++++ RECORDED DATA ++++

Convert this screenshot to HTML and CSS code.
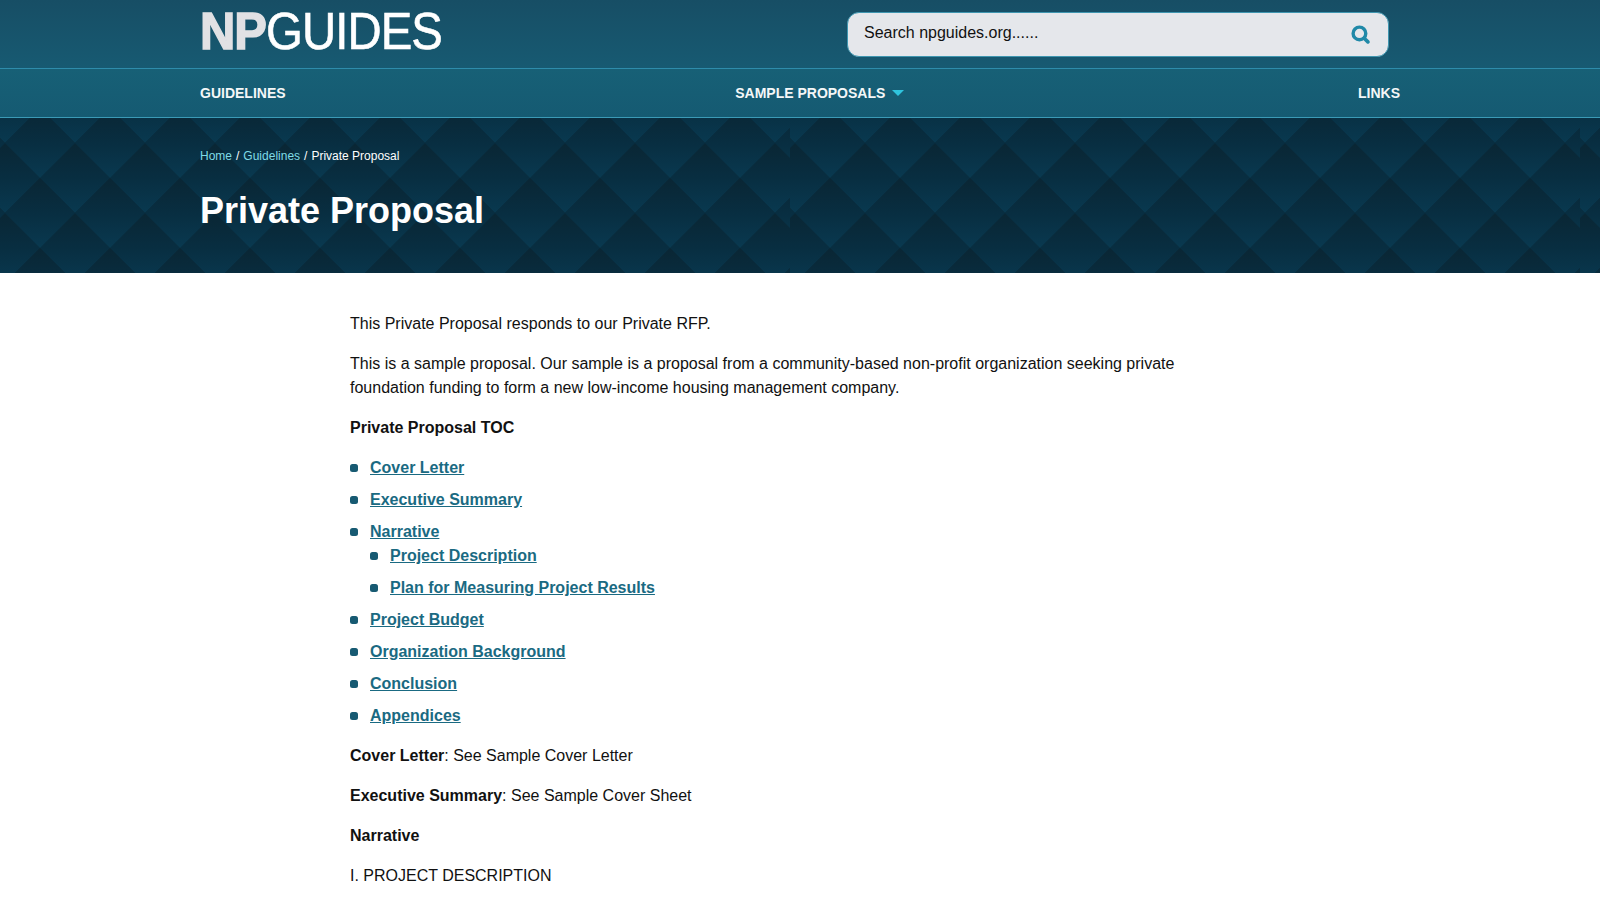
FILE: index.html
```html
<!DOCTYPE html>
<html lang="en">
<head>
    <meta charset="UTF-8">
    <meta name="viewport" content="width=device-width, initial-scale=1.0">
    <title>Private Proposal</title>
    <link rel="stylesheet" href="styles.css">
</head>
<body>
    <!-- logo and search -->
    <header class="top-bar">
        <div class="wrap top-inner">
            <a class="logo" href="#"><span class="logo-np">NP</span><span class="logo-guides">GUIDES</span></a>
            <form class="search">
                <span class="search-text">Search npguides.org......</span>
                <svg class="search-icon" viewBox="0 0 18 18" width="19" height="19">
                    <circle cx="8" cy="8" r="6" fill="none" stroke="#2089a8" stroke-width="3.2"></circle>
                    <path d="M12.5 12.5l3.5 3.5" stroke="#2089a8" stroke-width="3.4" stroke-linecap="round"></path>
                </svg>
            </form>
        </div>
    </header>

    <nav class="main-nav">
        <div class="wrap nav-inner">
            <a href="#">GUIDELINES</a>
            <a href="#">SAMPLE PROPOSALS<span class="caret"></span></a>
            <a href="#">LINKS</a>
        </div>
    </nav>

    <!-- page title -->
    <section class="hero">
        <div class="wrap">
            <div class="crumbs">
                <a href="#">Home</a><span class="sep">/</span><a href="#">Guidelines</a><span class="sep">/</span><span>Private Proposal</span>
            </div>
            <h1>Private Proposal</h1>
        </div>
    </section>

    <main class="content">
        <p>This Private Proposal responds to our Private RFP.</p>
        <p>This is a sample proposal. Our sample is a proposal from a community-based non-profit organization seeking private foundation funding to form a new low-income housing management company.</p>
        <p><strong>Private Proposal TOC</strong></p>
        <ul>
            <li><a href="#">Cover Letter</a></li>
            <li><a href="#">Executive Summary</a></li>
            <li><a href="#">Narrative</a>
                <ul>
                    <li><a href="#">Project Description</a></li>
                    <li><a href="#">Plan for Measuring Project Results</a></li>
                </ul>
            </li>
            <li><a href="#">Project Budget</a></li>
            <li><a href="#">Organization Background</a></li>
            <li><a href="#">Conclusion</a></li>
            <li><a href="#">Appendices</a></li>
        </ul>
        <p><strong>Cover Letter</strong>: See Sample Cover Letter</p>
        <p><strong>Executive Summary</strong>: See Sample Cover Sheet</p>
        <p><strong>Narrative</strong></p>
        <p>I. PROJECT DESCRIPTION</p>
    </main>
</body>
</html>
```

FILE: styles.css
```css
body {
    margin: 0;
    background: #fff;
    color: #111;
    font-family: "Liberation Sans", Arial, sans-serif;
    font-size: 16px;
    line-height: 24px;
}

.wrap {
    width: 1200px;
    margin: 0 auto;
}

/* top bar */
.top-bar {
    height: 68px;
    background: linear-gradient(#174e65, #175a72);
}

.top-inner {
    display: flex;
    justify-content: space-between;
    align-items: flex-start;
    box-sizing: border-box;
    padding: 12px 11px 0 0;
}

.logo {
    display: flex;
    height: 44px;
    margin-top: -1px;
    font-size: 52px;
    line-height: 40px;
    text-decoration: none;
}

.logo-np {
    width: 66px;
    color: #e1e1e4;
    font-weight: bold;
    letter-spacing: -1px;
    -webkit-text-stroke: 1.5px #e1e1e4;
    transform: scaleX(.94);
    transform-origin: left;
}

.logo-guides {
    width: 175px;
    color: #fff;
    letter-spacing: -1px;
    -webkit-text-stroke: .6px #fff;
    transform: scaleX(.91);
    transform-origin: left;
}

.search {
    display: flex;
    justify-content: space-between;
    align-items: center;
    box-sizing: border-box;
    width: 542px;
    height: 45px;
    padding: 0 18px 0 16px;
    background: #e5e7eb;
    border: 1px solid #3f96b0;
    border-radius: 12px;
}

.search-text {
    margin-top: -4px;
}

/* nav */
.main-nav {
    height: 48px;
    background: linear-gradient(#176076, #155a72);
    border-top: 1px solid #2e8cab;
    border-bottom: 1px solid #3b9ab6;
}

.nav-inner {
    display: flex;
    justify-content: space-between;
    align-items: center;
    height: 48px;
}

.nav-inner a {
    color: #f4f7f8;
    font-size: 14px;
    font-weight: bold;
    text-decoration: none;
}

.nav-inner a:nth-child(2) {
    margin-left: -4px;
}

.caret {
    display: inline-block;
    margin-left: 7px;
    vertical-align: 2px;
    border-top: 6px solid #2fc4de;
    border-left: 6px solid transparent;
    border-right: 6px solid transparent;
}

/* hero with the diamond tile */
.hero {
    box-sizing: border-box;
    height: 155px;
    padding-top: 26px;
    background-color: #07293a;
    background-image: url("data:image/svg+xml,%3Csvg xmlns='http://www.w3.org/2000/svg' width='790' height='155'%3E%3Cdefs%3E%3ClinearGradient id='g' x1='0' y1='0' x2='0' y2='1'%3E%3Cstop offset='0' stop-color='%230a2634'/%3E%3Cstop offset='.5' stop-color='%23082e41'/%3E%3Cstop offset='1' stop-color='%23093950'/%3E%3C/linearGradient%3E%3Cpath id='d' d='M35 0L70 35L35 70L0 35Z' fill='url(%23g)'/%3E%3Cpattern id='p' width='70' height='70' patternUnits='userSpaceOnUse' x='-30' y='25'%3E%3Cuse href='%23d'/%3E%3Cuse href='%23d' x='-35' y='-35'/%3E%3Cuse href='%23d' x='35' y='-35'/%3E%3Cuse href='%23d' x='-35' y='35'/%3E%3Cuse href='%23d' x='35' y='35'/%3E%3C/pattern%3E%3C/defs%3E%3Crect width='790' height='155' fill='url(%23p)'/%3E%3C/svg%3E");
    background-size: 790px 155px;
    color: #fff;
}

.crumbs {
    font-size: 12px;
    line-height: 24px;
}

.crumbs a {
    color: #7fdbe6;
    text-decoration: none;
}

.sep {
    margin: 0 4px;
}

h1 {
    margin: 19px 0 0;
    font-size: 36px;
    line-height: 48px;
    font-weight: bold;
}

/* main text */
.content {
    width: 900px;
    margin: 0 auto;
    padding-top: 39px;
}

.content p {
    margin: 0 0 16px;
}

.content ul {
    margin: 0 0 16px;
    padding: 0 0 0 20px;
    list-style: none;
}

.content li {
    position: relative;
    margin-bottom: 8px;
}

.content li ul {
    margin: 0;
}

.content li::before {
    content: "";
    position: absolute;
    left: -20px;
    top: 8px;
    width: 8px;
    height: 8px;
    background: #175a72;
    border-radius: 2.5px;
}

.content a {
    color: #1a6a82;
    font-weight: bold;
}
```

++++

Repeat the data exactly, dropping every picture it holds.

Convert this screenshot to HTML and CSS code.
FILE: index.html
```html
<!DOCTYPE html>
<html lang="en">
<head>
    <meta charset="UTF-8">
    <meta name="viewport" content="width=device-width, initial-scale=1.0">
    <title>Private Proposal</title>
    <link rel="stylesheet" href="styles.css">
</head>
<body>
    <!-- logo and search -->
    <header class="top-bar">
        <div class="wrap top-inner">
            <a class="logo" href="#"><span class="logo-np">NP</span><span class="logo-guides">GUIDES</span></a>
            <form class="search">
                <span class="search-text">Search npguides.org......</span>
                <svg class="search-icon" viewBox="0 0 18 18" width="19" height="19">
                    <circle cx="8" cy="8" r="6" fill="none" stroke="#2089a8" stroke-width="3.2"></circle>
                    <path d="M12.5 12.5l3.5 3.5" stroke="#2089a8" stroke-width="3.4" stroke-linecap="round"></path>
                </svg>
            </form>
        </div>
    </header>

    <nav class="main-nav">
        <div class="wrap nav-inner">
            <a href="#">GUIDELINES</a>
            <a href="#">SAMPLE PROPOSALS<span class="caret"></span></a>
            <a href="#">LINKS</a>
        </div>
    </nav>

    <!-- page title -->
    <section class="hero">
        <div class="wrap">
            <div class="crumbs">
                <a href="#">Home</a><span class="sep">/</span><a href="#">Guidelines</a><span class="sep">/</span><span>Private Proposal</span>
            </div>
            <h1>Private Proposal</h1>
        </div>
    </section>

    <main class="content">
        <p>This Private Proposal responds to our Private RFP.</p>
        <p>This is a sample proposal. Our sample is a proposal from a community-based non-profit organization seeking private foundation funding to form a new low-income housing management company.</p>
        <p><strong>Private Proposal TOC</strong></p>
        <ul>
            <li><a href="#">Cover Letter</a></li>
            <li><a href="#">Executive Summary</a></li>
            <li><a href="#">Narrative</a>
                <ul>
                    <li><a href="#">Project Description</a></li>
                    <li><a href="#">Plan for Measuring Project Results</a></li>
                </ul>
            </li>
            <li><a href="#">Project Budget</a></li>
            <li><a href="#">Organization Background</a></li>
            <li><a href="#">Conclusion</a></li>
            <li><a href="#">Appendices</a></li>
        </ul>
        <p><strong>Cover Letter</strong>: See Sample Cover Letter</p>
        <p><strong>Executive Summary</strong>: See Sample Cover Sheet</p>
        <p><strong>Narrative</strong></p>
        <p>I. PROJECT DESCRIPTION</p>
    </main>
</body>
</html>
```

FILE: styles.css
```css
body {
    margin: 0;
    background: #fff;
    color: #111;
    font-family: "Liberation Sans", Arial, sans-serif;
    font-size: 16px;
    line-height: 24px;
}

.wrap {
    width: 1200px;
    margin: 0 auto;
}

/* top bar */
.top-bar {
    height: 68px;
    background: linear-gradient(#174e65, #175a72);
}

.top-inner {
    display: flex;
    justify-content: space-between;
    align-items: flex-start;
    box-sizing: border-box;
    padding: 12px 11px 0 0;
}

.logo {
    display: flex;
    height: 44px;
    margin-top: -1px;
    font-size: 52px;
    line-height: 40px;
    text-decoration: none;
}

.logo-np {
    width: 66px;
    color: #e1e1e4;
    font-weight: bold;
    letter-spacing: -1px;
    -webkit-text-stroke: 1.5px #e1e1e4;
    transform: scaleX(.94);
    transform-origin: left;
}

.logo-guides {
    width: 175px;
    color: #fff;
    letter-spacing: -1px;
    -webkit-text-stroke: .6px #fff;
    transform: scaleX(.91);
    transform-origin: left;
}

.search {
    display: flex;
    justify-content: space-between;
    align-items: center;
    box-sizing: border-box;
    width: 542px;
    height: 45px;
    padding: 0 18px 0 16px;
    background: #e5e7eb;
    border: 1px solid #3f96b0;
    border-radius: 12px;
}

.search-text {
    margin-top: -4px;
}

/* nav */
.main-nav {
    height: 48px;
    background: linear-gradient(#176076, #155a72);
    border-top: 1px solid #2e8cab;
    border-bottom: 1px solid #3b9ab6;
}

.nav-inner {
    display: flex;
    justify-content: space-between;
    align-items: center;
    height: 48px;
}

.nav-inner a {
    color: #f4f7f8;
    font-size: 14px;
    font-weight: bold;
    text-decoration: none;
}

.nav-inner a:nth-child(2) {
    margin-left: -4px;
}

.caret {
    display: inline-block;
    margin-left: 7px;
    vertical-align: 2px;
    border-top: 6px solid #2fc4de;
    border-left: 6px solid transparent;
    border-right: 6px solid transparent;
}

/* hero with the diamond tile */
.hero {
    box-sizing: border-box;
    height: 155px;
    padding-top: 26px;
    background-color: #07293a;
    background-image: url("data:image/svg+xml,%3Csvg xmlns='http://www.w3.org/2000/svg' width='790' height='155'%3E%3Cdefs%3E%3ClinearGradient id='g' x1='0' y1='0' x2='0' y2='1'%3E%3Cstop offset='0' stop-color='%230a2634'/%3E%3Cstop offset='.5' stop-color='%23082e41'/%3E%3Cstop offset='1' stop-color='%23093950'/%3E%3C/linearGradient%3E%3Cpath id='d' d='M35 0L70 35L35 70L0 35Z' fill='url(%23g)'/%3E%3Cpattern id='p' width='70' height='70' patternUnits='userSpaceOnUse' x='-30' y='25'%3E%3Cuse href='%23d'/%3E%3Cuse href='%23d' x='-35' y='-35'/%3E%3Cuse href='%23d' x='35' y='-35'/%3E%3Cuse href='%23d' x='-35' y='35'/%3E%3Cuse href='%23d' x='35' y='35'/%3E%3C/pattern%3E%3C/defs%3E%3Crect width='790' height='155' fill='url(%23p)'/%3E%3C/svg%3E");
    background-size: 790px 155px;
    color: #fff;
}

.crumbs {
    font-size: 12px;
    line-height: 24px;
}

.crumbs a {
    color: #7fdbe6;
    text-decoration: none;
}

.sep {
    margin: 0 4px;
}

h1 {
    margin: 19px 0 0;
    font-size: 36px;
    line-height: 48px;
    font-weight: bold;
}

/* main text */
.content {
    width: 900px;
    margin: 0 auto;
    padding-top: 39px;
}

.content p {
    margin: 0 0 16px;
}

.content ul {
    margin: 0 0 16px;
    padding: 0 0 0 20px;
    list-style: none;
}

.content li {
    position: relative;
    margin-bottom: 8px;
}

.content li ul {
    margin: 0;
}

.content li::before {
    content: "";
    position: absolute;
    left: -20px;
    top: 8px;
    width: 8px;
    height: 8px;
    background: #175a72;
    border-radius: 2.5px;
}

.content a {
    color: #1a6a82;
    font-weight: bold;
}
```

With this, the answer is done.